There is a feeling of exclusivity when attending an industry event, of being right at the centre of the action – which of course you are. Nothing will replace a day or two immersed with your industry peers with time to focus on important issues and to reflect on the applications in your own business. However, providing a virtual platform for event attendees and organisers to communicate with one another before, during and after the event, has real merit when compared to visitors having to absorb large quantities of information over just two or three days.
Many people are now finding that an online event can enhance their event experience by enabling valuable preparation beforehand and as a valuable extension on your return. Yet the benefits of incorporating a virtual aspect into a live event do not end there, schedules and presentations can be posted by vendors or the event organisers online providing attendees a preview of what to expect while offering the chance for questions to be posed before the event takes place. In turn, this encourages one-to-one engagement between key speakers and amongst attendees. Connecting visitors with each other and improving networking opportunities is also more straightforward, providing access to all the speakers, vendors and delegates.
Getting it right
So, just how easy is it to create a virtual event? The good news is that you don’t need an IT degree to create your virtual event. If you buy the right software everything can be done quickly and easily.
Here are some simple steps to help you on your way:
1. Launch a reduced version of your virtual event to provide visitors with access to pre-event information, sample presentations and speaker profiles to get an impression of what will be happening at the live event. At this point you should encourage visitors to register for the full version of the virtual event.
2. Make sure that all event updates are featured on the site and that the site is linked to appropriate social media channels, such as Twitter, LinkedIn or Facebook, to maximise your online exposure and attract even more visitors.
3. Launch your online exhibition as soon as possible and allow site members to browse at their leisure.

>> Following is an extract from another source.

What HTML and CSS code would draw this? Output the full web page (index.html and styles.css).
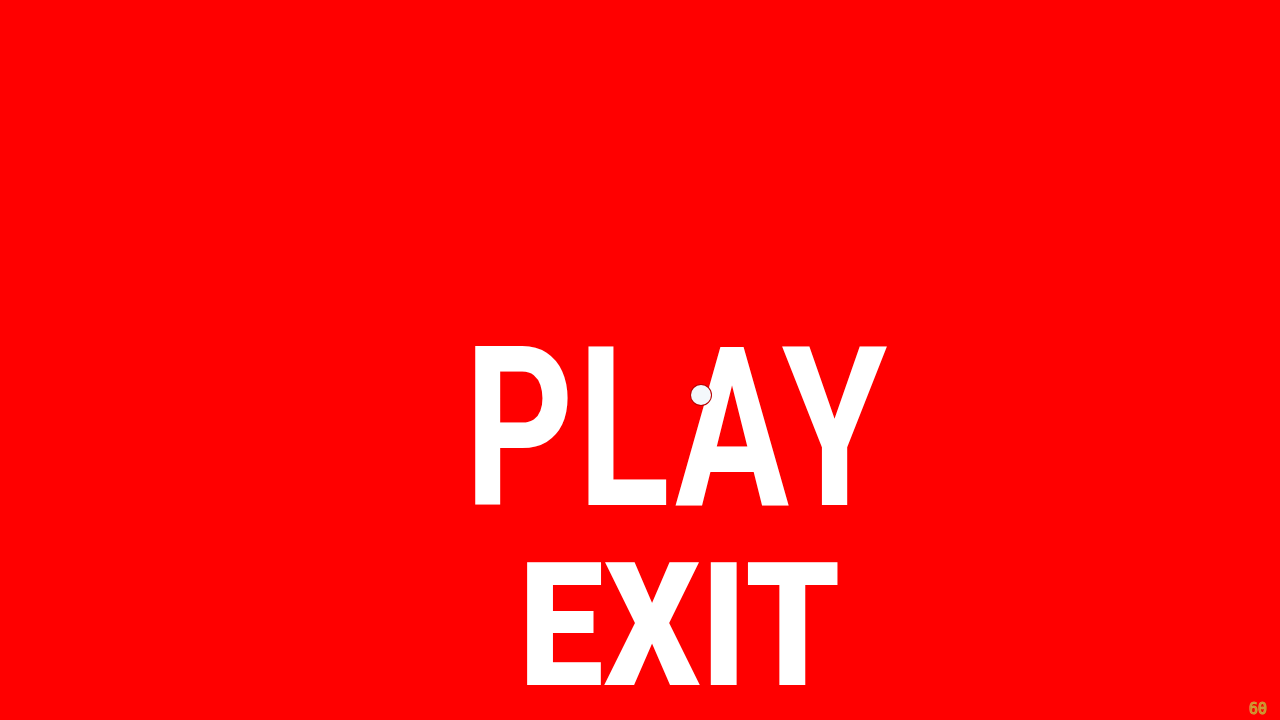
FILE: index.html
```html
<!DOCTYPE html>
<html lang="en">
<head>
<meta charset="utf-8">
<title>Menu</title>
<link rel="stylesheet" href="styles.css">
</head>
<body>
<main class="menu">
  <div class="item item-play"><span class="label label-play">PLAY</span></div>
  <div class="item item-exit"><span class="label label-exit">EXIT</span></div>
</main>
<div class="cursor"></div>
<div class="fps">60</div>
</body>
</html>
```

FILE: styles.css
```css
html, body {
  margin: 0;
  padding: 0;
  width: 1280px;
  height: 720px;
  overflow: hidden;
  background: #ff0000;
}

.menu {
  display: flex;
  flex-direction: column;
  align-items: center;
  padding-top: 318px;
  padding-left: 76px;
  box-sizing: border-box;
  width: 1280px;
  height: 720px;
}

.item {
  display: flex;
  justify-content: center;
}

.label {
  display: inline-block;
  color: #ffffff;
  font-family: Roboto, "Liberation Sans", sans-serif;
  line-height: 1;
  transform-origin: center;
  white-space: nowrap;
}

.label-play {
  font-size: 222px;
  font-weight: 700;
  letter-spacing: 5px;
  transform: scaleX(0.765);
}

.label-exit {
  font-size: 172px;
  font-weight: 900;
  letter-spacing: 1px;
  transform: translateX(2px) scaleX(0.875);
}

.cursor {
  position: absolute;
  left: 691px;
  top: 385px;
  width: 20px;
  height: 20px;
  border-radius: 50%;
  background: #f4f8fb;
  box-shadow: 0 0 0 1px #b80000;
}

.fps {
  position: absolute;
  right: 13px;
  bottom: 3px;
  font-family: "DejaVu Sans Mono", monospace;
  font-size: 15px;
  line-height: 15px;
  color: #e85a18;
  -webkit-text-stroke: 1px #c9a43a;
}
```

Encourage your sponsors and exhibitors to share their news on this channel – it’s great targeted marketing opportunity for them and creates buzz around your event.
4. Actively build the online community for this event – focus on your delegates but do not forget your speakers and sponsors too. Create network groups for special interests, stimulate discussion forums on relevant topics and do not forget to keep the site updated with all the latest news.
5. On live event days the virtual event should become a communications hub broadcasting live updates to those unable to attend. Many of your live delegates may well be online during the event and will follow proceedings in parallel on your site and beyond (many live events already integrate Twitter chat into their sessions). This “hybrid” model will be increasingly important and may offer some interesting commercial opportunities in the very near future.
6. After the event make sure that as much content as possible is available on the site and that visitors can easily send requests for more information. Your sponsors should be made aware that the first few days and weeks can provide valuable new contacts from visitors to their stands and downloads of their materials. Encourage the sponsors to visit the site themselves and network with visitors.
7. Post event – consider whether there is any value encouraging sponsors and/or exhibitors from posting new content onto the site. It can be an ideal platform for their latest webinar, corporate video or product release. You have created a highly targeted community – why not use it.
8. When all commercial activities have ceased you may choose to leave the site, with minimal supervision, for use by delegates, sponsors or exhibitors. You may be surprised what a valuable knowledge-base you have created which will have real value for many industry members – whether they were able to attend the live event or not.
Combining both offline and online should become the future of events, it is a relatively simple process and will provide an entirely new approach to hosting and following-up with attendees.
Moreover, visitors can continue to connect with each other, forming a vibrant social community acting as a valuable database for the future. Before you know it, next year’s event will be coming round again and you will want to start creating the new agenda, exhibition and delegate list.